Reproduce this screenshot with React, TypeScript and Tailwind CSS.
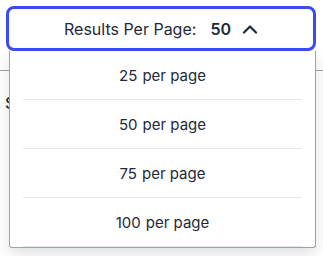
import React from "react";

const options = [25, 50, 75, 100];

export default function App() {
  return (
    <div
      className="relative h-[256px] w-[323px] overflow-hidden bg-white"
      style={{ fontFamily: "Inter, 'Noto Sans', sans-serif" }}
    >
      {/* page content under the menu */}
      <div className="pt-[70px]">
        <div className="border-t border-[#9ca3af]" />
        <div className="mt-[20px] pl-[5px] text-[16px] font-medium text-[#1f2937]">
          Sort by
        </div>
      </div>

      {/* dropdown */}
      <div className="absolute left-[6px] top-[6px] w-[310px]">
        <button className="flex h-[45px] w-full items-center justify-center rounded-[8px] border-[3px] border-[#3b4cf5] bg-white text-[16px] text-[#1f2937]">
          <span>Results Per Page:</span>
          <span className="ml-[14px] font-semibold">50</span>
          <svg
            className="ml-[11px]"
            width="16"
            height="10"
            viewBox="0 0 16 10"
            fill="none"
            stroke="#1f2937"
            strokeWidth="2.2"
            strokeLinecap="round"
            strokeLinejoin="round"
          >
            <path d="M2 8.5 L8 2.5 L14 8.5" />
          </svg>
        </button>
        <ul className="ml-[3px] w-[307px] rounded-b-[3px] border border-t-0 border-[#9ca3af] bg-white shadow-[0_6px_14px_rgba(0,0,0,0.12)]">
          {options.map((n) => (
            <li key={n} className="mx-[13px] border-b border-[#e5e7eb]">
              <div className="flex h-[48px] items-center justify-center gap-[5px] pt-[2px] text-[15px] text-[#1f2937]">
                <span>{n}</span>
                <span>per page</span>
              </div>
            </li>
          ))}
        </ul>
      </div>
    </div>
  );
}
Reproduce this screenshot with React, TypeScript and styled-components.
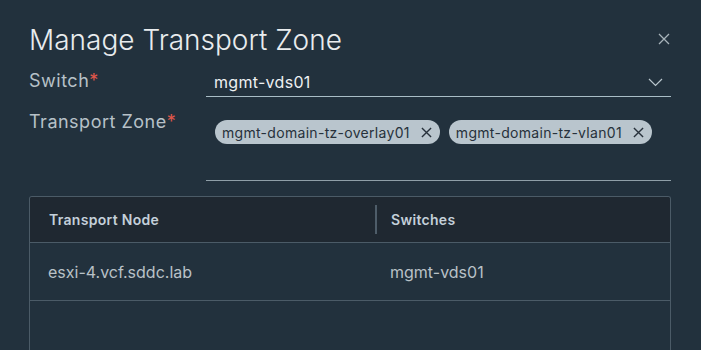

● ● ● ● ●

What you need to do: Copy nothing but the lines from the top of the data down to the line containing "const options = [25, 50, 75, 100];", and leave the pictures out.

Solution for this exercise:
Reproduce this screenshot with React, TypeScript and Tailwind CSS.
import React from "react";

const options = [25, 50, 75, 100];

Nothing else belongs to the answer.